** start of RECORD LIST **

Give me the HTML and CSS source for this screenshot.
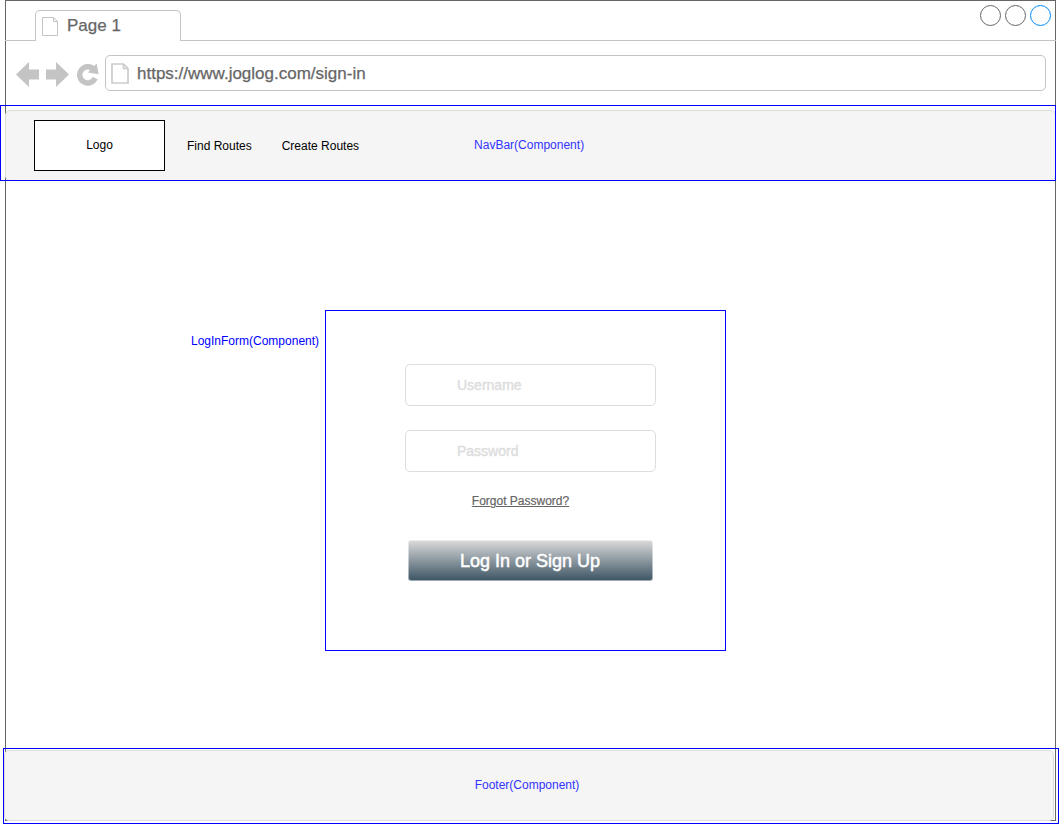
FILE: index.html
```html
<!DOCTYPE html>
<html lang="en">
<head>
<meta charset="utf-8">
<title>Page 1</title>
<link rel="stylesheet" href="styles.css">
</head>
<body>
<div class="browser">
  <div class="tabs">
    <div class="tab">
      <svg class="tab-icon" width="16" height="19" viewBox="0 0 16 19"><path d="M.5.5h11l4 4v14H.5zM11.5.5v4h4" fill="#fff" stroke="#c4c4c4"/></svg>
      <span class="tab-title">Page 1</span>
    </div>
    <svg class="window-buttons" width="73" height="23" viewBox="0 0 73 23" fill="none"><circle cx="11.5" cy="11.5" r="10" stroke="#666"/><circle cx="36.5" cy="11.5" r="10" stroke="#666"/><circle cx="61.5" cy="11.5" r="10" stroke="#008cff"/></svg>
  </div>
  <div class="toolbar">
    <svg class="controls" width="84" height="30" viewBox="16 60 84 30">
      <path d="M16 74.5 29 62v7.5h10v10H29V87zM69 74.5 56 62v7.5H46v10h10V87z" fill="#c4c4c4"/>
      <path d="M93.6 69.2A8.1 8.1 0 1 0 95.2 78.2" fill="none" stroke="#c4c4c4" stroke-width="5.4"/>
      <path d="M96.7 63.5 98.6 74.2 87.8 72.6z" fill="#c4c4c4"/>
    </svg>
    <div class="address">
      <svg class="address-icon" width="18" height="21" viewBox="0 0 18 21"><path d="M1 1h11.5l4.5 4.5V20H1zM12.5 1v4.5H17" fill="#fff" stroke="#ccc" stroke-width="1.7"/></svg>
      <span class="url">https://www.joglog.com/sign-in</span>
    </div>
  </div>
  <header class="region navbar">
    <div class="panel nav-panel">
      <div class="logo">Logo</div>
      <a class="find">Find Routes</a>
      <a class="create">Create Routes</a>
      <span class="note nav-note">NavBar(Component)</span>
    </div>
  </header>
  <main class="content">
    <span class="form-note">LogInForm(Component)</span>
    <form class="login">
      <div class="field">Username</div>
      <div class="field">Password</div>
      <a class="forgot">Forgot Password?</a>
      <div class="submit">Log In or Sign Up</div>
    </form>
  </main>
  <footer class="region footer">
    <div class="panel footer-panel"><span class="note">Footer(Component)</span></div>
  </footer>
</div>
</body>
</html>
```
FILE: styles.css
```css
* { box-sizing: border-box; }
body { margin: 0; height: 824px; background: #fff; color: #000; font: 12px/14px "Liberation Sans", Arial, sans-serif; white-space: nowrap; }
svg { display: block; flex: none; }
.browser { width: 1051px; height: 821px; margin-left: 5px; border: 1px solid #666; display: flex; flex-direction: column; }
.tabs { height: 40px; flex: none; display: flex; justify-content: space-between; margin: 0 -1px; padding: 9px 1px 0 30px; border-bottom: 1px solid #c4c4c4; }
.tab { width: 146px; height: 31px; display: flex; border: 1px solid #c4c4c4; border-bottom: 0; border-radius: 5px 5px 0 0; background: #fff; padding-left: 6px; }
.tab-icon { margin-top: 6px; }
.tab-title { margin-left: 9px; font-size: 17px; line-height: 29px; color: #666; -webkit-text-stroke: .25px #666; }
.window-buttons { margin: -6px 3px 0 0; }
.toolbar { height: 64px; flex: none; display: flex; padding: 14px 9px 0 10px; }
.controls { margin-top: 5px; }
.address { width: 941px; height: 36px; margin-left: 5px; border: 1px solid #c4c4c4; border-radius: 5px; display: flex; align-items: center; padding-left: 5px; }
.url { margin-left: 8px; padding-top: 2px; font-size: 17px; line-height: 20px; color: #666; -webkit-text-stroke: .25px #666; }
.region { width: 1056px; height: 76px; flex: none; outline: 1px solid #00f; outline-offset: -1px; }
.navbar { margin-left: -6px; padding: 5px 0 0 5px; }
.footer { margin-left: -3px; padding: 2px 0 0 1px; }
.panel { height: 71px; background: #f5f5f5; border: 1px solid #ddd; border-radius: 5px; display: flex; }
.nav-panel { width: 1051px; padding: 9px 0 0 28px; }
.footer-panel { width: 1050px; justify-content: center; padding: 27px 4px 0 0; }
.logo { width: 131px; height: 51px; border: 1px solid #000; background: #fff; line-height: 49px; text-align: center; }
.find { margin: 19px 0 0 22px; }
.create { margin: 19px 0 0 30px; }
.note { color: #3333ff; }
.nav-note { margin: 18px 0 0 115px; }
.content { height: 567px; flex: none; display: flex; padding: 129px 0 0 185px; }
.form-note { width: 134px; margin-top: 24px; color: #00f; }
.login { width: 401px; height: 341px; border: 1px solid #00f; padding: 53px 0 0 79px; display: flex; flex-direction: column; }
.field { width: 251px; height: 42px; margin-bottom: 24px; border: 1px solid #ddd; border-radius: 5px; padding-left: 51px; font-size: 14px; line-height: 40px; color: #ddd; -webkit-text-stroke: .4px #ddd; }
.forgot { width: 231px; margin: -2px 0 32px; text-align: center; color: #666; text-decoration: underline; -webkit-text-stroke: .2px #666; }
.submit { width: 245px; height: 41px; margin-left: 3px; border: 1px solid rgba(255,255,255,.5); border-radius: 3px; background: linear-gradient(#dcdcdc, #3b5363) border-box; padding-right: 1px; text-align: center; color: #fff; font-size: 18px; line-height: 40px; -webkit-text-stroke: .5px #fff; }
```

** end of RECORD LIST **
** start of RECORD LIST **

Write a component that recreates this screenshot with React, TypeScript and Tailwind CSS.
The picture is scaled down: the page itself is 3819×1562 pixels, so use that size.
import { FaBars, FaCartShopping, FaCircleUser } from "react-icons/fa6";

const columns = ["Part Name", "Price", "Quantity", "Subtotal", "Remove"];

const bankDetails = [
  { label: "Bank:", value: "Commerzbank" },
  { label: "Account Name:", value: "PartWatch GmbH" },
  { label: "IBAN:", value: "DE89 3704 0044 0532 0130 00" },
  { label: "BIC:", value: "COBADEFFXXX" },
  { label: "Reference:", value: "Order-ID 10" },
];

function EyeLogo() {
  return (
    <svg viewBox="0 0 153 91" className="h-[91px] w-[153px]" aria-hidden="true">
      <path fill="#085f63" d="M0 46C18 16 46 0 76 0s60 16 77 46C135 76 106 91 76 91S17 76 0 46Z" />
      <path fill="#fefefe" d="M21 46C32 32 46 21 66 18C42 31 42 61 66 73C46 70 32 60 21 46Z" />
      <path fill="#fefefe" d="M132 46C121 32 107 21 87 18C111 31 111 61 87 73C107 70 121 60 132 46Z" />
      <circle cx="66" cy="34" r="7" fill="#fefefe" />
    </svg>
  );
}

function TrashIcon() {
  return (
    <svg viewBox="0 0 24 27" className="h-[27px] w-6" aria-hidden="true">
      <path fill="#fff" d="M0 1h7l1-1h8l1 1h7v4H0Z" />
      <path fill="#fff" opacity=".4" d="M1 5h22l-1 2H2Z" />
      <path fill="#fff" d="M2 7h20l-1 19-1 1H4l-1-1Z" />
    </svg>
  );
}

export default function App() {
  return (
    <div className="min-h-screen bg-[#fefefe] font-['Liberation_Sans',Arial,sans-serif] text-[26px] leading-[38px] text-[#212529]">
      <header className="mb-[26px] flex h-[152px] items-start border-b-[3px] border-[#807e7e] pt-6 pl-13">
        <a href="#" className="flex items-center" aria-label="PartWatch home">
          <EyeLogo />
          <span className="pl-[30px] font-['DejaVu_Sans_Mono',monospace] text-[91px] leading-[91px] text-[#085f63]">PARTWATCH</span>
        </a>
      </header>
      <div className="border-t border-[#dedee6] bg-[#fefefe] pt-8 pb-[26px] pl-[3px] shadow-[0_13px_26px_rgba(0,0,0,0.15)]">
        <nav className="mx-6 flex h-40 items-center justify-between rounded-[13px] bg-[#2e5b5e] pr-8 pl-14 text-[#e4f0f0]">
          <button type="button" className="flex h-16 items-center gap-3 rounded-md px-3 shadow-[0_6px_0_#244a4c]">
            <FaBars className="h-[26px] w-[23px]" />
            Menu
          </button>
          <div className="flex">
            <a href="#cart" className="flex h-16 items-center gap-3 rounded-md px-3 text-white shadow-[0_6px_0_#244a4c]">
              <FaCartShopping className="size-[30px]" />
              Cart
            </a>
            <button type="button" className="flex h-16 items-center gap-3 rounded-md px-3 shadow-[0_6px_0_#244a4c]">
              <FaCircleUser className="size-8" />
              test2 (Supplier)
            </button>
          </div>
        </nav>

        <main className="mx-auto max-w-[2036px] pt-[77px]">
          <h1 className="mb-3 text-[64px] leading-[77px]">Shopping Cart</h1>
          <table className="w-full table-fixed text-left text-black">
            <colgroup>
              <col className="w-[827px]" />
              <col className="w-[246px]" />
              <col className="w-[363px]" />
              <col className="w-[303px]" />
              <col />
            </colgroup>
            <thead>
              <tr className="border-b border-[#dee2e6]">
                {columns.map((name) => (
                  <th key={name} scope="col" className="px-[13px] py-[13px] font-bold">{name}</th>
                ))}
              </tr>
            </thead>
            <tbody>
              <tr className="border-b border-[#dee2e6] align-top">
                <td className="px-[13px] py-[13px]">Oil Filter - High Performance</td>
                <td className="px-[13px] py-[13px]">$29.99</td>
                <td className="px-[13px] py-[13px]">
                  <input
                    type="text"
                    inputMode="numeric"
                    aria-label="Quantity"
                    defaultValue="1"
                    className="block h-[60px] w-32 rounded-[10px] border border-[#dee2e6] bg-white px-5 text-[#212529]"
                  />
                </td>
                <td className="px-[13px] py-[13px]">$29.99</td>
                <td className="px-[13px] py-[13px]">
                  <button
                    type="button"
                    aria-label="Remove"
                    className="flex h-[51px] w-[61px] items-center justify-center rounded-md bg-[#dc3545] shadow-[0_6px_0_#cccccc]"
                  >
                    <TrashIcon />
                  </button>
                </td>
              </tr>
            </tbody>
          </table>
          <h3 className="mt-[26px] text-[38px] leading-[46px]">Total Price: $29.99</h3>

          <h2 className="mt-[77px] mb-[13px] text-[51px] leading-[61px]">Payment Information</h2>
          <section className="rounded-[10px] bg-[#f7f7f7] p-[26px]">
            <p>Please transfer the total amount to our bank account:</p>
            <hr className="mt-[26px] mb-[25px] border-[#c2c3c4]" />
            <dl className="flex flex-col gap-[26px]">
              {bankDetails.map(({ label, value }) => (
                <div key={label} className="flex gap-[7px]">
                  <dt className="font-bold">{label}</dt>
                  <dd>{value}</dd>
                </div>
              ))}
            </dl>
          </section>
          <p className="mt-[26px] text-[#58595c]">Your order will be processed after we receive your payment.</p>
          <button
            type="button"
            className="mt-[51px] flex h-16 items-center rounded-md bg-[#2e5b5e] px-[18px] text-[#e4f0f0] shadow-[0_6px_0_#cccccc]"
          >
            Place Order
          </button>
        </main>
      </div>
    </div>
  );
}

** end of RECORD LIST **
** start of RECORD LIST **

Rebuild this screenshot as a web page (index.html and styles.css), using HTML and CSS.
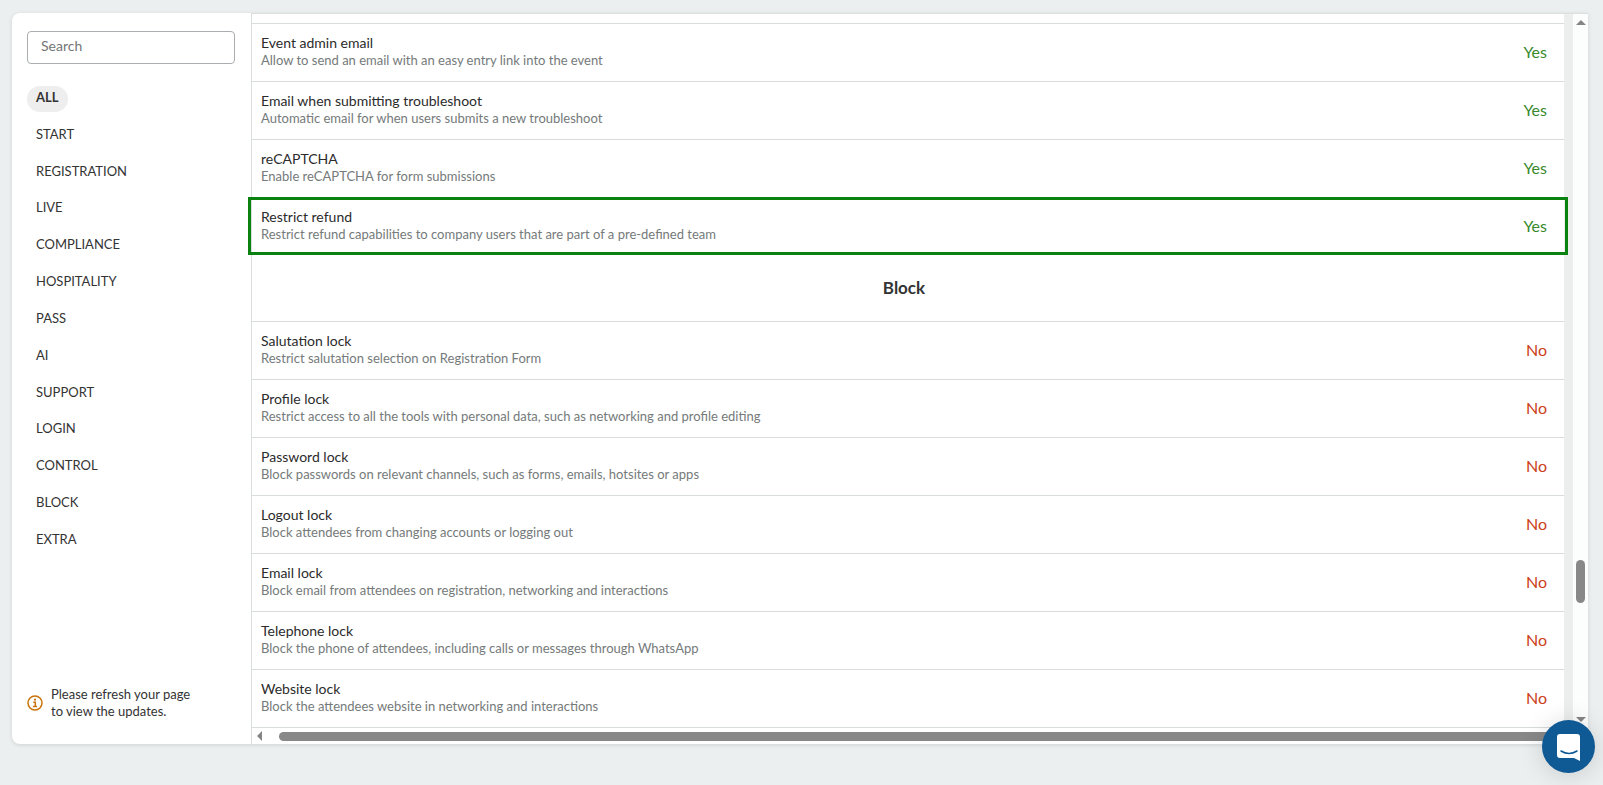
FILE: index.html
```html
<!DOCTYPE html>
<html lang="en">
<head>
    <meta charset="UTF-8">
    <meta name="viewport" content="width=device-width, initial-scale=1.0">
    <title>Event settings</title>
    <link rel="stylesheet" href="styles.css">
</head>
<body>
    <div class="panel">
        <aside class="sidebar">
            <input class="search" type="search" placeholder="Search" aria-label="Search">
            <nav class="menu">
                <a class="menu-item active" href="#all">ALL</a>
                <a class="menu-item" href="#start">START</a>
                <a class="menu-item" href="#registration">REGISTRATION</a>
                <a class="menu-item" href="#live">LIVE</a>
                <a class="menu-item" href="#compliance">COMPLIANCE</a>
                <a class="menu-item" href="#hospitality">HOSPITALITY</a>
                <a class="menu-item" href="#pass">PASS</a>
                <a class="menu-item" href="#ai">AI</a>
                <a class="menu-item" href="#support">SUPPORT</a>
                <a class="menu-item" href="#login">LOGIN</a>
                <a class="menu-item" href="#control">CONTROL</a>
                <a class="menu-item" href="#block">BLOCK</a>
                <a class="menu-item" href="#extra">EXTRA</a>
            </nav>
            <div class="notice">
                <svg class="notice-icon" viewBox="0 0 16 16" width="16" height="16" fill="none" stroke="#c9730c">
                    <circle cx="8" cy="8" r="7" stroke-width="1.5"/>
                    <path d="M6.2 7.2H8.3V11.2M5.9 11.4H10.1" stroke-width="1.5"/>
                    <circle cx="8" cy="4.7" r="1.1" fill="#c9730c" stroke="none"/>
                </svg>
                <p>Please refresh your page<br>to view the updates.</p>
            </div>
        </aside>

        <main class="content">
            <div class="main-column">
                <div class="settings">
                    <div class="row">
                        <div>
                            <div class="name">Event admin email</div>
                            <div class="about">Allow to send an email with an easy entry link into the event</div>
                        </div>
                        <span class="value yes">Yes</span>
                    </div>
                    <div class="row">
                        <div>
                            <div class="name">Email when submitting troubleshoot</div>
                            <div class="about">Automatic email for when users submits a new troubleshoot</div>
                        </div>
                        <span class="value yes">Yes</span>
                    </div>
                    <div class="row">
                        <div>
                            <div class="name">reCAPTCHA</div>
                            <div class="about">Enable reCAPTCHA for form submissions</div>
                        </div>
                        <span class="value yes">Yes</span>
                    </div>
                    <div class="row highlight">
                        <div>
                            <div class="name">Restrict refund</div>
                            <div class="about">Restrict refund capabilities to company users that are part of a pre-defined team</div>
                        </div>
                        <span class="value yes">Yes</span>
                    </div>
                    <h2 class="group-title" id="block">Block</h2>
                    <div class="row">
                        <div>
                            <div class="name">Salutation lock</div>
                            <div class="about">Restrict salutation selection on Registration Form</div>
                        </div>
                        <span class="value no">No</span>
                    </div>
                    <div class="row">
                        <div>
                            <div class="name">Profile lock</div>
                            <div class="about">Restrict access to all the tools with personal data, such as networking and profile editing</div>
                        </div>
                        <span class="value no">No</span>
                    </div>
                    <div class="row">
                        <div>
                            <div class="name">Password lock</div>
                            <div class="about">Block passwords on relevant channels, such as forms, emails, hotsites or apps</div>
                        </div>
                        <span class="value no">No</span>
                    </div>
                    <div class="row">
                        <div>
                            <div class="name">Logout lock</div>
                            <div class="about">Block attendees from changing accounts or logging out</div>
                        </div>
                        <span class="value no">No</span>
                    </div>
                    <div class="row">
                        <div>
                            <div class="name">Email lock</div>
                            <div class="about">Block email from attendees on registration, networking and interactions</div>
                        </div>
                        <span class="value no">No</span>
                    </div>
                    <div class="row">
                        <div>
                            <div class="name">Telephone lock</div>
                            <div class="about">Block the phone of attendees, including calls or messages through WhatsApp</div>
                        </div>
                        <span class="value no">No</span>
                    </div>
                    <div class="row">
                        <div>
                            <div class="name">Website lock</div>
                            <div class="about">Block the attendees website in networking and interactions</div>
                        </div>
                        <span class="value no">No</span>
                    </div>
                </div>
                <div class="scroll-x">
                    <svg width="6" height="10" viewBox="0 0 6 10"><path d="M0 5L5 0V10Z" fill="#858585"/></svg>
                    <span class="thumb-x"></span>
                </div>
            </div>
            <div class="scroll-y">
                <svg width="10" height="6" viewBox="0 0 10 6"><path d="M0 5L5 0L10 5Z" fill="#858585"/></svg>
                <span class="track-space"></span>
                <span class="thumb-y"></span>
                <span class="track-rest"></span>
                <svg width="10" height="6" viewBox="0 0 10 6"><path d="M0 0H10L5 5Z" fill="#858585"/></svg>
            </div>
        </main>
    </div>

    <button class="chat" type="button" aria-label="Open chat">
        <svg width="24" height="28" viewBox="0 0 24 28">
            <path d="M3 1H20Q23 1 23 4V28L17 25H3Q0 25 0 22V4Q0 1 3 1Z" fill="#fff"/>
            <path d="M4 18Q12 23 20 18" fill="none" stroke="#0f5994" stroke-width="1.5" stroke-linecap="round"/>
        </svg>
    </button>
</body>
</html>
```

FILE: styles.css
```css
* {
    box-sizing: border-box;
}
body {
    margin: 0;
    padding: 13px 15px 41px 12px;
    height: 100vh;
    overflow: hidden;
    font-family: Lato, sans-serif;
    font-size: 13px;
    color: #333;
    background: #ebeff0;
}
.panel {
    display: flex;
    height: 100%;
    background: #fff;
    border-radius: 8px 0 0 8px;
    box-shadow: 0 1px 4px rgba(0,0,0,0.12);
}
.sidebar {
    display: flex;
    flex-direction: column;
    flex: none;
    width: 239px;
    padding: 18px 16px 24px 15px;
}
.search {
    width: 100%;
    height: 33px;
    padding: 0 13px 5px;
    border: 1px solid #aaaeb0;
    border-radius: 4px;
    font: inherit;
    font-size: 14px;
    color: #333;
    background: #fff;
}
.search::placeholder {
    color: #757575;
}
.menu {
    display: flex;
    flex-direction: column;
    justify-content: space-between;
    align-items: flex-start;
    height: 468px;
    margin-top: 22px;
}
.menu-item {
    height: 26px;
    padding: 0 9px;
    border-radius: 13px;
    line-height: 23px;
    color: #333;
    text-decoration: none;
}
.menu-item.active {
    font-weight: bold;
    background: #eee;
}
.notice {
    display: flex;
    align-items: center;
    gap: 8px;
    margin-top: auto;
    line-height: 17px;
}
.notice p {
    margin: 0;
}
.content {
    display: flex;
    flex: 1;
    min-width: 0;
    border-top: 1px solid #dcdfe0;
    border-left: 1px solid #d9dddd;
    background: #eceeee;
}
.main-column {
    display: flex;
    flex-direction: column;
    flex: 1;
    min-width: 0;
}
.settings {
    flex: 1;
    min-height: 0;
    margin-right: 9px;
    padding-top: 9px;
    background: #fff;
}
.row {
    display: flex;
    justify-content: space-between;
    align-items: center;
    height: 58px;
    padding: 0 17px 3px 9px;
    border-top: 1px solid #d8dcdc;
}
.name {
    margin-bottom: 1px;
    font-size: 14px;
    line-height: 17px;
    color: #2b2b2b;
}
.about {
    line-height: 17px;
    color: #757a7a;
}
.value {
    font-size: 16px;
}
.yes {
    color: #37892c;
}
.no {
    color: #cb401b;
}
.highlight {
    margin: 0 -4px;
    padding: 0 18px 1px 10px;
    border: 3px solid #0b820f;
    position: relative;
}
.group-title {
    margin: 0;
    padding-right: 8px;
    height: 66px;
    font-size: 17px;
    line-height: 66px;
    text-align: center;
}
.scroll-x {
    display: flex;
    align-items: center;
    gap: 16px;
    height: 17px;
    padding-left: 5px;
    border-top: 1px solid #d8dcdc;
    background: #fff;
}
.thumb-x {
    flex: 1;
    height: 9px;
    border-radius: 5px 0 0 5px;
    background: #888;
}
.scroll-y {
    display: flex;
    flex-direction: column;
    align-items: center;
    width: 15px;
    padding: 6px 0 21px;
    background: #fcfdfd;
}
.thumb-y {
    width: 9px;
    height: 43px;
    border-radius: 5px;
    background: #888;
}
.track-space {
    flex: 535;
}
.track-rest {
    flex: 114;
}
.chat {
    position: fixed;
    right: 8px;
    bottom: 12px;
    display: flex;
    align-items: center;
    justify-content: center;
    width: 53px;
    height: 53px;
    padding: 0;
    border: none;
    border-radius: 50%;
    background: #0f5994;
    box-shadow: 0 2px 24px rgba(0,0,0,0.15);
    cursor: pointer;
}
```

** end of RECORD LIST **

**TO BE DONE**.
State the number of lines holding the word "styles" in the listing. Add nothing else.

**EXERCISE RESPONSE**.
5